After growing up in Sydney, Isabella moved to Broulee five years ago, and it was then that she started training for the dressage.
Isabella will ride 12-year-old Phoenix at the event, a buckskin gelding that she purchased after her move with money that she had been saving up since the age of six.
“Since seeing The Man from Snowy River, she (Isabella) has always dreamed of owning a buckskin coloured horse.” Said Isabella’s mother Emma.
“We did everything wrong in the horse world: bought a horse unseen and based on colour.”
However, the union between horse and rider wasn’t always a perfect one.
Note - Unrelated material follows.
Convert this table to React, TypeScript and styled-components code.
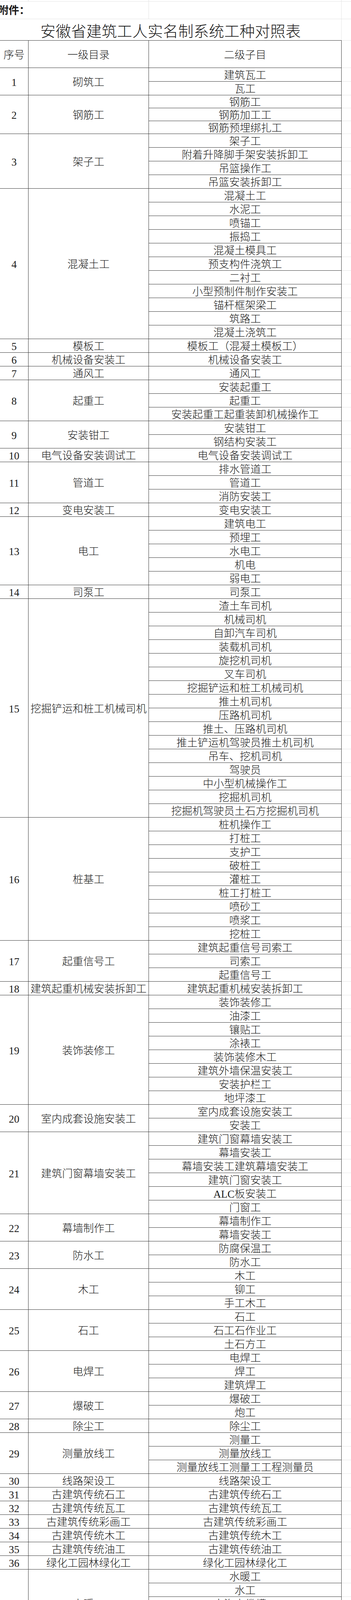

"He (Phoenix) has been a challenge,” said Emma. “They were both uneducated, but a local lady Hetty Munda has been mentoring and teaching them from scratch for the last four years.”
“She is so lucky to have had the dedication from Hetty.”
Considering the challenges involved with dressage, to have the horse ready in a short four years is a great achievement for Isabella.
And although this is an amazing achievement, there are some challenges involved.
Isabella will need to organize transport for both herself and Phoenix for the 14-hour trip to the Darling Downs region.
And the timing could be better for Isabella’s school calendar.
“The event falls following her trail exams, and two weeks before the commencement of her final exams.” Emma told us.
And Isabella will be wanting a good HSC score, as her love of horses looks set to shape her career after school, as she hopes to study veterinary science.
The Interschool Championships run from the 26th to the 29th of September.
According to Equestrian Australia: “In Dressage competitions, horse and rider perform a series of predetermined movements, known as ‘figures’ or “movements” in an arena of either 20x60 metres or occasionally 20x40 metres.”
“The arena has 12 lettered markers placed symmetrically indicating where movements are to start and finish and where changes of pace or lead are to occur. In all competitions, the horse has to show the three paces: walk, trot and canter as well as smooth transitions within and between these paces. At Grand Prix level very collected movements such as Piaffe and Passage are required.”